** START **
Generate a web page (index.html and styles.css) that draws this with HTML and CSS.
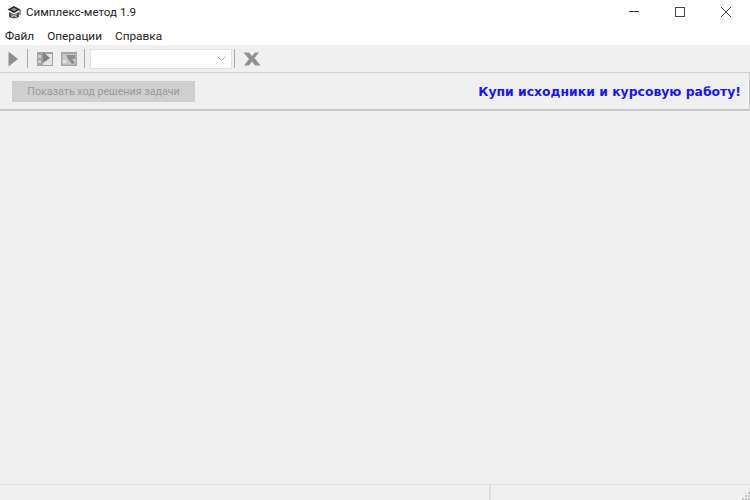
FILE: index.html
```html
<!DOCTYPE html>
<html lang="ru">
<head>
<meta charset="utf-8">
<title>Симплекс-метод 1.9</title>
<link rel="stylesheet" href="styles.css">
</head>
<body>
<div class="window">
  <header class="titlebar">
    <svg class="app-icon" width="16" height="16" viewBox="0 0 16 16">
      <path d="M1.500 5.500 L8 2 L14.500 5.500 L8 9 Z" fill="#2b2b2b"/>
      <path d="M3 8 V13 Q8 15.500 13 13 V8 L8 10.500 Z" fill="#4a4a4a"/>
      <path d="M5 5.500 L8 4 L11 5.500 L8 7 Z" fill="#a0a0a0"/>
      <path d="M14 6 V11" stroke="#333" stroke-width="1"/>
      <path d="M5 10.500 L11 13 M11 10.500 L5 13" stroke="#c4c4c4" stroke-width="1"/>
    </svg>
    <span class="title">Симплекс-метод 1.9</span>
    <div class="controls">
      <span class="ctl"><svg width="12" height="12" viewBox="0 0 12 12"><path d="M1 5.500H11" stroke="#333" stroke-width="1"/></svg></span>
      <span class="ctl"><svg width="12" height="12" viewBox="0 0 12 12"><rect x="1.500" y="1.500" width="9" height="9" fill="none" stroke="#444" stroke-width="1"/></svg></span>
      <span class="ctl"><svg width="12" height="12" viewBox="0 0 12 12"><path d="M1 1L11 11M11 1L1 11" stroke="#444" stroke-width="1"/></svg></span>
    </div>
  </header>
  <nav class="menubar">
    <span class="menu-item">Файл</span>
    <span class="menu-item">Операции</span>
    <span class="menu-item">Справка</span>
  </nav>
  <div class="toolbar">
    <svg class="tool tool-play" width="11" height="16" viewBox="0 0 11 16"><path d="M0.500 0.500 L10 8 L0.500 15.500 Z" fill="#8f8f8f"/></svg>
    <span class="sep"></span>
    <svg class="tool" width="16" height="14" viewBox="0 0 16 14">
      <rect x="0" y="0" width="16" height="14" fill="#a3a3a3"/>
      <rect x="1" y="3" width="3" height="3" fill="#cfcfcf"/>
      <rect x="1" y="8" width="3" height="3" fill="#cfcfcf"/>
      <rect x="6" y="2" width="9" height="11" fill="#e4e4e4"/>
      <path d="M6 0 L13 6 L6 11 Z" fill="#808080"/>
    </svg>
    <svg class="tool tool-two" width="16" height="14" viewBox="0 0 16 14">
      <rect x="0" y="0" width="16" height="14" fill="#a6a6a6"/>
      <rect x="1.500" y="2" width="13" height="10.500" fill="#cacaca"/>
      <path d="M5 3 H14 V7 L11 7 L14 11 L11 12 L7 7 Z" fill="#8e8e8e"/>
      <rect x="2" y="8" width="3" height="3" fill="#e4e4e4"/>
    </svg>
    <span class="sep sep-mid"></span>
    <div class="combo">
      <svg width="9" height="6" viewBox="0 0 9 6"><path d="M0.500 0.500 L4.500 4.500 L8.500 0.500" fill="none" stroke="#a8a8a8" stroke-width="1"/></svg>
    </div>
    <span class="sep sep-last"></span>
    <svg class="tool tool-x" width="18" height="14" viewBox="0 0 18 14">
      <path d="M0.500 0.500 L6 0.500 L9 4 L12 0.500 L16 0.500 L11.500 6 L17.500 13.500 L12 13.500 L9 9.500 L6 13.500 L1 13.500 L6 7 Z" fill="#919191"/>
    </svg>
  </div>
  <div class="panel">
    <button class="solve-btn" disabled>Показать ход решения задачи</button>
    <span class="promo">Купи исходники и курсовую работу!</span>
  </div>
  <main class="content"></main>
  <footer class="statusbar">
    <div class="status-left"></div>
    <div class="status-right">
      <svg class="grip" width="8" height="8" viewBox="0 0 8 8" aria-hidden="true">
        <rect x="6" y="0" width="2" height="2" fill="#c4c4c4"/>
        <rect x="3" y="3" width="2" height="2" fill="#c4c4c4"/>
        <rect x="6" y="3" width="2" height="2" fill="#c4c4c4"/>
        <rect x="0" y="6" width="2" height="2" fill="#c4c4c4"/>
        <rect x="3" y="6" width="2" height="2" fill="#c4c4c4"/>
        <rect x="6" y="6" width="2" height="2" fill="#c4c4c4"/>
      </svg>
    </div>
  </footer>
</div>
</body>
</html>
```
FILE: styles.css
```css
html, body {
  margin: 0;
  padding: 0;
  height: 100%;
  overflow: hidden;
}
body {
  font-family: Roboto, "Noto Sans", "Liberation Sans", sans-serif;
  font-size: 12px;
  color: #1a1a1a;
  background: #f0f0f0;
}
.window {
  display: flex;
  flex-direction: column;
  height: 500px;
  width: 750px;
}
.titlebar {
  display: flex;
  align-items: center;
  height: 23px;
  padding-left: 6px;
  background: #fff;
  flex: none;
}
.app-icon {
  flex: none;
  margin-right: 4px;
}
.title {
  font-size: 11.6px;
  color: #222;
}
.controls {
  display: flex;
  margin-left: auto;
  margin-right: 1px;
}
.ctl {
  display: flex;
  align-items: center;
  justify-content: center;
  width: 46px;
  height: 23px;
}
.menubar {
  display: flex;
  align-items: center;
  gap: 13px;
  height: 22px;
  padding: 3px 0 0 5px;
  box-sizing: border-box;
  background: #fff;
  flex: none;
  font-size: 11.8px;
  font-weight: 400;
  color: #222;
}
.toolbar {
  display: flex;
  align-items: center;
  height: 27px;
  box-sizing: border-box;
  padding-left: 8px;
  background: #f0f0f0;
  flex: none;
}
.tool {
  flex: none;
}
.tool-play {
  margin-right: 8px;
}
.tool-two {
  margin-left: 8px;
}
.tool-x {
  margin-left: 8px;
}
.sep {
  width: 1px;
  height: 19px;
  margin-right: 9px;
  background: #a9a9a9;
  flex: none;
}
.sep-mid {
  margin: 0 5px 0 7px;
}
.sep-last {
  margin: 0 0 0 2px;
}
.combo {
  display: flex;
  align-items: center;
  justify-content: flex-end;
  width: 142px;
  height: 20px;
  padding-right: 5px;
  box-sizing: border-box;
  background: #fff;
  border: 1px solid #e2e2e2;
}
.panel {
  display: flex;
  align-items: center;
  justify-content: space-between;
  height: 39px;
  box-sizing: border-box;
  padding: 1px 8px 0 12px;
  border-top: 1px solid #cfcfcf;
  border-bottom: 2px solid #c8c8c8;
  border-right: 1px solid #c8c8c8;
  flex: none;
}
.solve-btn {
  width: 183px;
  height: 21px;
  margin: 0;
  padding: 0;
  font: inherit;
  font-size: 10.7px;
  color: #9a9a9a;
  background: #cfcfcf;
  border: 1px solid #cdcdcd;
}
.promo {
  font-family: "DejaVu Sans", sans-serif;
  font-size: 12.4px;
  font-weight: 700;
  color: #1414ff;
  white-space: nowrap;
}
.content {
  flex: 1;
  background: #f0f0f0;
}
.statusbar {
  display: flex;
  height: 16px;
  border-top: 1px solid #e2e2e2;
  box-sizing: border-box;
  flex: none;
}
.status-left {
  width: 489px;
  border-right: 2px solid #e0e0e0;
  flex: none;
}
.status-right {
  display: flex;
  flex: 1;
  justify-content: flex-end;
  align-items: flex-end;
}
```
** END **
### WHAT IS NEEDED
Skip every picture and transcribe the data above exactly.

### COMPLETE OUTPUT
Generate a web page (index.html and styles.css) that draws this with HTML and CSS.
FILE: index.html
```html
<!DOCTYPE html>
<html lang="ru">
<head>
<meta charset="utf-8">
<title>Симплекс-метод 1.9</title>
<link rel="stylesheet" href="styles.css">
</head>
<body>
<div class="window">
  <header class="titlebar">
    <svg class="app-icon" width="16" height="16" viewBox="0 0 16 16">
      <path d="M1.500 5.500 L8 2 L14.500 5.500 L8 9 Z" fill="#2b2b2b"/>
      <path d="M3 8 V13 Q8 15.500 13 13 V8 L8 10.500 Z" fill="#4a4a4a"/>
      <path d="M5 5.500 L8 4 L11 5.500 L8 7 Z" fill="#a0a0a0"/>
      <path d="M14 6 V11" stroke="#333" stroke-width="1"/>
      <path d="M5 10.500 L11 13 M11 10.500 L5 13" stroke="#c4c4c4" stroke-width="1"/>
    </svg>
    <span class="title">Симплекс-метод 1.9</span>
    <div class="controls">
      <span class="ctl"><svg width="12" height="12" viewBox="0 0 12 12"><path d="M1 5.500H11" stroke="#333" stroke-width="1"/></svg></span>
      <span class="ctl"><svg width="12" height="12" viewBox="0 0 12 12"><rect x="1.500" y="1.500" width="9" height="9" fill="none" stroke="#444" stroke-width="1"/></svg></span>
      <span class="ctl"><svg width="12" height="12" viewBox="0 0 12 12"><path d="M1 1L11 11M11 1L1 11" stroke="#444" stroke-width="1"/></svg></span>
    </div>
  </header>
  <nav class="menubar">
    <span class="menu-item">Файл</span>
    <span class="menu-item">Операции</span>
    <span class="menu-item">Справка</span>
  </nav>
  <div class="toolbar">
    <svg class="tool tool-play" width="11" height="16" viewBox="0 0 11 16"><path d="M0.500 0.500 L10 8 L0.500 15.500 Z" fill="#8f8f8f"/></svg>
    <span class="sep"></span>
    <svg class="tool" width="16" height="14" viewBox="0 0 16 14">
      <rect x="0" y="0" width="16" height="14" fill="#a3a3a3"/>
      <rect x="1" y="3" width="3" height="3" fill="#cfcfcf"/>
      <rect x="1" y="8" width="3" height="3" fill="#cfcfcf"/>
      <rect x="6" y="2" width="9" height="11" fill="#e4e4e4"/>
      <path d="M6 0 L13 6 L6 11 Z" fill="#808080"/>
    </svg>
    <svg class="tool tool-two" width="16" height="14" viewBox="0 0 16 14">
      <rect x="0" y="0" width="16" height="14" fill="#a6a6a6"/>
      <rect x="1.500" y="2" width="13" height="10.500" fill="#cacaca"/>
      <path d="M5 3 H14 V7 L11 7 L14 11 L11 12 L7 7 Z" fill="#8e8e8e"/>
      <rect x="2" y="8" width="3" height="3" fill="#e4e4e4"/>
    </svg>
    <span class="sep sep-mid"></span>
    <div class="combo">
      <svg width="9" height="6" viewBox="0 0 9 6"><path d="M0.500 0.500 L4.500 4.500 L8.500 0.500" fill="none" stroke="#a8a8a8" stroke-width="1"/></svg>
    </div>
    <span class="sep sep-last"></span>
    <svg class="tool tool-x" width="18" height="14" viewBox="0 0 18 14">
      <path d="M0.500 0.500 L6 0.500 L9 4 L12 0.500 L16 0.500 L11.500 6 L17.500 13.500 L12 13.500 L9 9.500 L6 13.500 L1 13.500 L6 7 Z" fill="#919191"/>
    </svg>
  </div>
  <div class="panel">
    <button class="solve-btn" disabled>Показать ход решения задачи</button>
    <span class="promo">Купи исходники и курсовую работу!</span>
  </div>
  <main class="content"></main>
  <footer class="statusbar">
    <div class="status-left"></div>
    <div class="status-right">
      <svg class="grip" width="8" height="8" viewBox="0 0 8 8" aria-hidden="true">
        <rect x="6" y="0" width="2" height="2" fill="#c4c4c4"/>
        <rect x="3" y="3" width="2" height="2" fill="#c4c4c4"/>
        <rect x="6" y="3" width="2" height="2" fill="#c4c4c4"/>
        <rect x="0" y="6" width="2" height="2" fill="#c4c4c4"/>
        <rect x="3" y="6" width="2" height="2" fill="#c4c4c4"/>
        <rect x="6" y="6" width="2" height="2" fill="#c4c4c4"/>
      </svg>
    </div>
  </footer>
</div>
</body>
</html>
```
FILE: styles.css
```css
html, body {
  margin: 0;
  padding: 0;
  height: 100%;
  overflow: hidden;
}
body {
  font-family: Roboto, "Noto Sans", "Liberation Sans", sans-serif;
  font-size: 12px;
  color: #1a1a1a;
  background: #f0f0f0;
}
.window {
  display: flex;
  flex-direction: column;
  height: 500px;
  width: 750px;
}
.titlebar {
  display: flex;
  align-items: center;
  height: 23px;
  padding-left: 6px;
  background: #fff;
  flex: none;
}
.app-icon {
  flex: none;
  margin-right: 4px;
}
.title {
  font-size: 11.6px;
  color: #222;
}
.controls {
  display: flex;
  margin-left: auto;
  margin-right: 1px;
}
.ctl {
  display: flex;
  align-items: center;
  justify-content: center;
  width: 46px;
  height: 23px;
}
.menubar {
  display: flex;
  align-items: center;
  gap: 13px;
  height: 22px;
  padding: 3px 0 0 5px;
  box-sizing: border-box;
  background: #fff;
  flex: none;
  font-size: 11.8px;
  font-weight: 400;
  color: #222;
}
.toolbar {
  display: flex;
  align-items: center;
  height: 27px;
  box-sizing: border-box;
  padding-left: 8px;
  background: #f0f0f0;
  flex: none;
}
.tool {
  flex: none;
}
.tool-play {
  margin-right: 8px;
}
.tool-two {
  margin-left: 8px;
}
.tool-x {
  margin-left: 8px;
}
.sep {
  width: 1px;
  height: 19px;
  margin-right: 9px;
  background: #a9a9a9;
  flex: none;
}
.sep-mid {
  margin: 0 5px 0 7px;
}
.sep-last {
  margin: 0 0 0 2px;
}
.combo {
  display: flex;
  align-items: center;
  justify-content: flex-end;
  width: 142px;
  height: 20px;
  padding-right: 5px;
  box-sizing: border-box;
  background: #fff;
  border: 1px solid #e2e2e2;
}
.panel {
  display: flex;
  align-items: center;
  justify-content: space-between;
  height: 39px;
  box-sizing: border-box;
  padding: 1px 8px 0 12px;
  border-top: 1px solid #cfcfcf;
  border-bottom: 2px solid #c8c8c8;
  border-right: 1px solid #c8c8c8;
  flex: none;
}
.solve-btn {
  width: 183px;
  height: 21px;
  margin: 0;
  padding: 0;
  font: inherit;
  font-size: 10.7px;
  color: #9a9a9a;
  background: #cfcfcf;
  border: 1px solid #cdcdcd;
}
.promo {
  font-family: "DejaVu Sans", sans-serif;
  font-size: 12.4px;
  font-weight: 700;
  color: #1414ff;
  white-space: nowrap;
}
.content {
  flex: 1;
  background: #f0f0f0;
}
.statusbar {
  display: flex;
  height: 16px;
  border-top: 1px solid #e2e2e2;
  box-sizing: border-box;
  flex: none;
}
.status-left {
  width: 489px;
  border-right: 2px solid #e0e0e0;
  flex: none;
}
.status-right {
  display: flex;
  flex: 1;
  justify-content: flex-end;
  align-items: flex-end;
}
```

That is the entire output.